**Short task**:
Check each line of the entries below for the string "page"; copy every line where it appears.

**Supplied entries**:
* start *

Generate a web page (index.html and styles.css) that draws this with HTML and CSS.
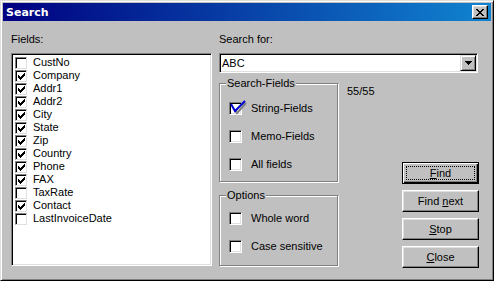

* end *
* start *

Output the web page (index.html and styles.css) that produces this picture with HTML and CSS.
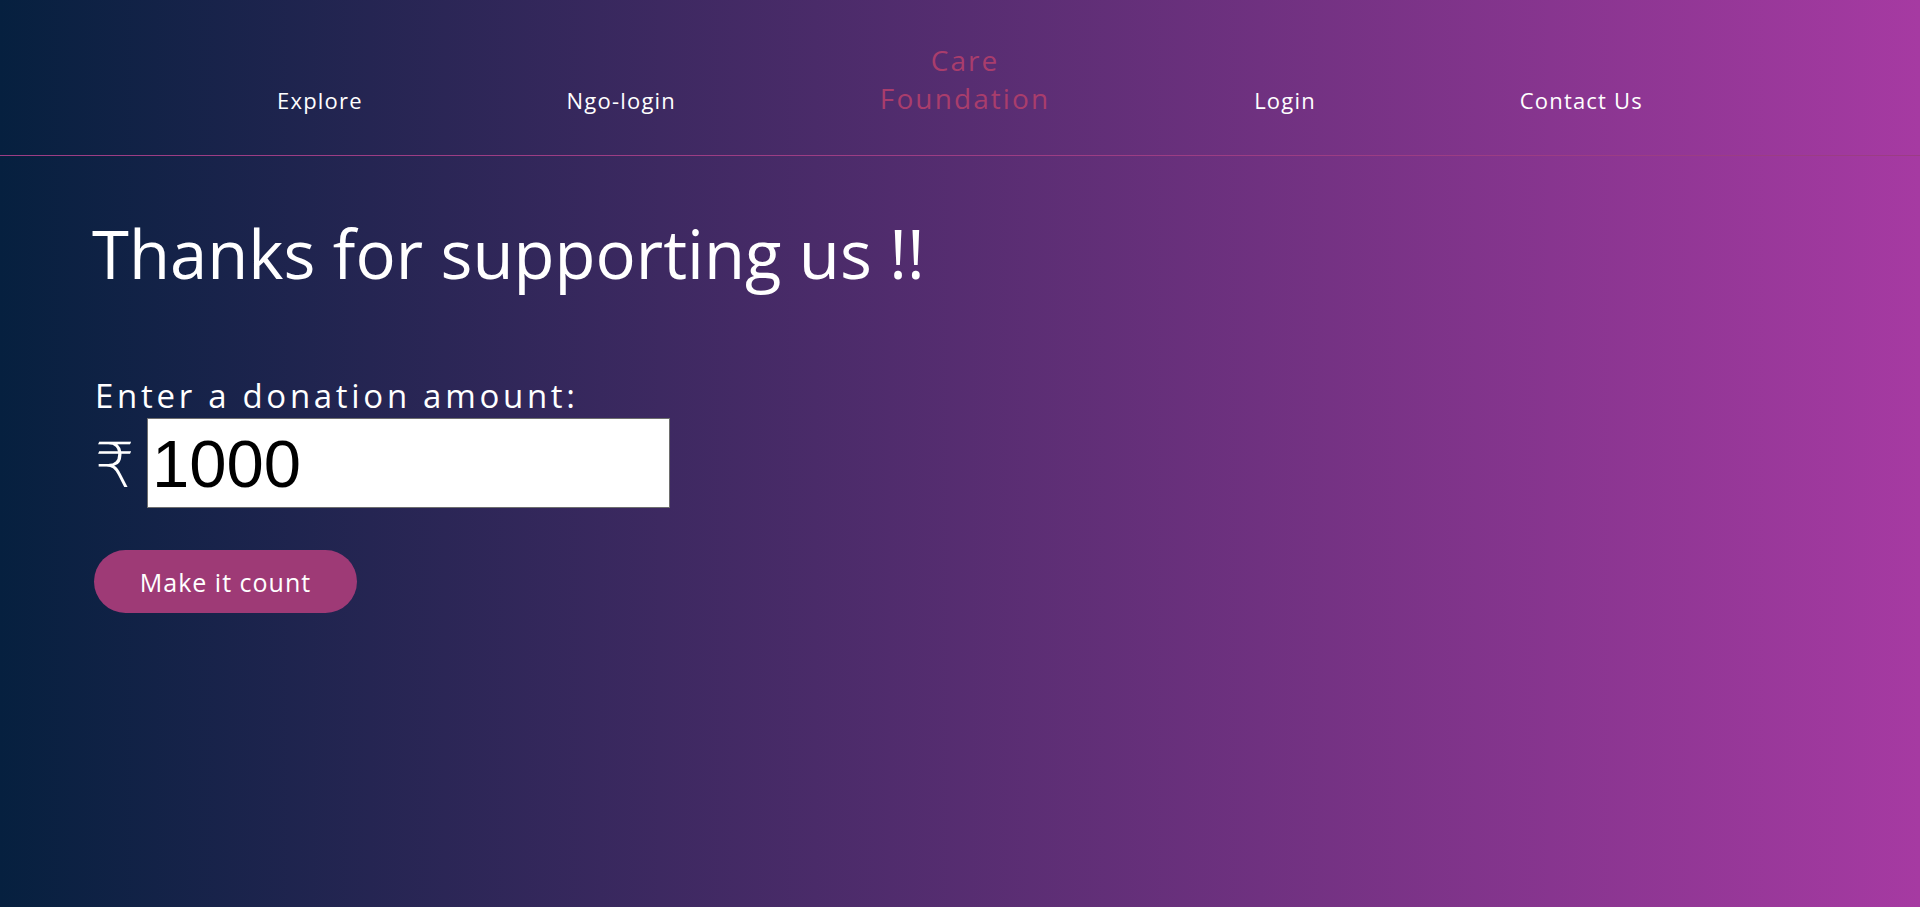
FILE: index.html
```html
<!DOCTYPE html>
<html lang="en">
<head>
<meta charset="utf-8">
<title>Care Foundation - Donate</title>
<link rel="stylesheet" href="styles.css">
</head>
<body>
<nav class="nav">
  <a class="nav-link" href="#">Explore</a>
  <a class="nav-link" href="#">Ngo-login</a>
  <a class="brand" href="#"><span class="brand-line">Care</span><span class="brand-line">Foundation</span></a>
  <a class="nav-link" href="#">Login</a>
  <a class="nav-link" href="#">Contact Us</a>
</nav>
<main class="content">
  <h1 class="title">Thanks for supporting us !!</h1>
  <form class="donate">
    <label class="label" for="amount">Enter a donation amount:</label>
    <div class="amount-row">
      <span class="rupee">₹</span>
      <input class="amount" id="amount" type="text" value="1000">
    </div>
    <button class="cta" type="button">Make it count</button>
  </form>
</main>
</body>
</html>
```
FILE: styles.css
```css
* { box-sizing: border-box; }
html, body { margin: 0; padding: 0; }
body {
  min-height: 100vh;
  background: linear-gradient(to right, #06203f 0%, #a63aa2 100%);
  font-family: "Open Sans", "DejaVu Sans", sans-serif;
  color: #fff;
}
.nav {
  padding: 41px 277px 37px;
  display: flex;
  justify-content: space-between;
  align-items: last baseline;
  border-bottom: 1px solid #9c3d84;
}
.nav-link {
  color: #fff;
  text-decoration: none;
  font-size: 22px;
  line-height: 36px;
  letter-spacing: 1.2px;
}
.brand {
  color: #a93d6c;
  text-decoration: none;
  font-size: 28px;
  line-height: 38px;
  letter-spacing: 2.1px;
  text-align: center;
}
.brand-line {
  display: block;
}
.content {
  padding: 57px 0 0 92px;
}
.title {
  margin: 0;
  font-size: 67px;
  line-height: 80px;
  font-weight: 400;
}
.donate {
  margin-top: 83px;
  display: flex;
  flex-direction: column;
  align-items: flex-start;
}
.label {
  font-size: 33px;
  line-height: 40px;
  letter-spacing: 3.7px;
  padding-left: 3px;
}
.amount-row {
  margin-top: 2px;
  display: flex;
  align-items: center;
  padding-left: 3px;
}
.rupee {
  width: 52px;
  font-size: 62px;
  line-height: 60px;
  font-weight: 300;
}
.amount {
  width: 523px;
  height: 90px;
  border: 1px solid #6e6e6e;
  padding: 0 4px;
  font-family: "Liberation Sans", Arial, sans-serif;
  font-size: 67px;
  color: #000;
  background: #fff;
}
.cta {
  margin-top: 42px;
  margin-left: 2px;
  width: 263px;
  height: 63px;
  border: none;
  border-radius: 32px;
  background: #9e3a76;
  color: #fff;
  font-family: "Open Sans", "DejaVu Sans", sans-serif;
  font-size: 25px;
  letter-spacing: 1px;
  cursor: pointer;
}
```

* end *

**Solution for this task**:
Generate a web page (index.html and styles.css) that draws this with HTML and CSS.
Output the web page (index.html and styles.css) that produces this picture with HTML and CSS.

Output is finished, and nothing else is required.